TASK DIRECTIONS |
Restate each of the lines given below, word for word.

◆ ◆ ◆ ◆ ◆

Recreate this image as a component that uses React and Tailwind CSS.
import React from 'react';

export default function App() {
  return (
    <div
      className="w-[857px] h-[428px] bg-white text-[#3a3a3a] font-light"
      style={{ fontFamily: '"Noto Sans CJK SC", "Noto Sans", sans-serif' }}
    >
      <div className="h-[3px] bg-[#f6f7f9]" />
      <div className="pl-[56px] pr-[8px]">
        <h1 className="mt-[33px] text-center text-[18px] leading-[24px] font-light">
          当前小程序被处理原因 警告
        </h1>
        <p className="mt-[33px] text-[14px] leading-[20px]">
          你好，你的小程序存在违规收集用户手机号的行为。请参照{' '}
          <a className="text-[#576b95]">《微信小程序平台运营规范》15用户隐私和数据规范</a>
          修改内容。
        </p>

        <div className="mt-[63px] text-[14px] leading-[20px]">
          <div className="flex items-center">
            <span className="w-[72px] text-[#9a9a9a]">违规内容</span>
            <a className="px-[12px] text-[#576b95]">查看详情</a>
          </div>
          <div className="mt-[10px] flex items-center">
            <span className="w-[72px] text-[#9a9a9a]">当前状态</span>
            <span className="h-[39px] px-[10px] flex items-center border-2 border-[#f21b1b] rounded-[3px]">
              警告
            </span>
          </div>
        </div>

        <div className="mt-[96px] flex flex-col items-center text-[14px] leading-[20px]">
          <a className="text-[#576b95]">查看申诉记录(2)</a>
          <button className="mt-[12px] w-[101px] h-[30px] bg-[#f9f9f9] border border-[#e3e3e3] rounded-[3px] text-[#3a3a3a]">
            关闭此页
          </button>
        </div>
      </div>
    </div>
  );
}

◆ ◆ ◆ ◆ ◆

PROBLEM SOLUTION |
Recreate this image as a component that uses React and Tailwind CSS.
import React from 'react';

export default function App() {
  return (
    <div
      className="w-[857px] h-[428px] bg-white text-[#3a3a3a] font-light"
      style={{ fontFamily: '"Noto Sans CJK SC", "Noto Sans", sans-serif' }}
    >
      <div className="h-[3px] bg-[#f6f7f9]" />
      <div className="pl-[56px] pr-[8px]">
        <h1 className="mt-[33px] text-center text-[18px] leading-[24px] font-light">
          当前小程序被处理原因 警告
        </h1>
        <p className="mt-[33px] text-[14px] leading-[20px]">
          你好，你的小程序存在违规收集用户手机号的行为。请参照{' '}
          <a className="text-[#576b95]">《微信小程序平台运营规范》15用户隐私和数据规范</a>
          修改内容。
        </p>

        <div className="mt-[63px] text-[14px] leading-[20px]">
          <div className="flex items-center">
            <span className="w-[72px] text-[#9a9a9a]">违规内容</span>
            <a className="px-[12px] text-[#576b95]">查看详情</a>
          </div>
          <div className="mt-[10px] flex items-center">
            <span className="w-[72px] text-[#9a9a9a]">当前状态</span>
            <span className="h-[39px] px-[10px] flex items-center border-2 border-[#f21b1b] rounded-[3px]">
              警告
            </span>
          </div>
        </div>

        <div className="mt-[96px] flex flex-col items-center text-[14px] leading-[20px]">
          <a className="text-[#576b95]">查看申诉记录(2)</a>
          <button className="mt-[12px] w-[101px] h-[30px] bg-[#f9f9f9] border border-[#e3e3e3] rounded-[3px] text-[#3a3a3a]">
            关闭此页
          </button>
        </div>
      </div>
    </div>
  );
}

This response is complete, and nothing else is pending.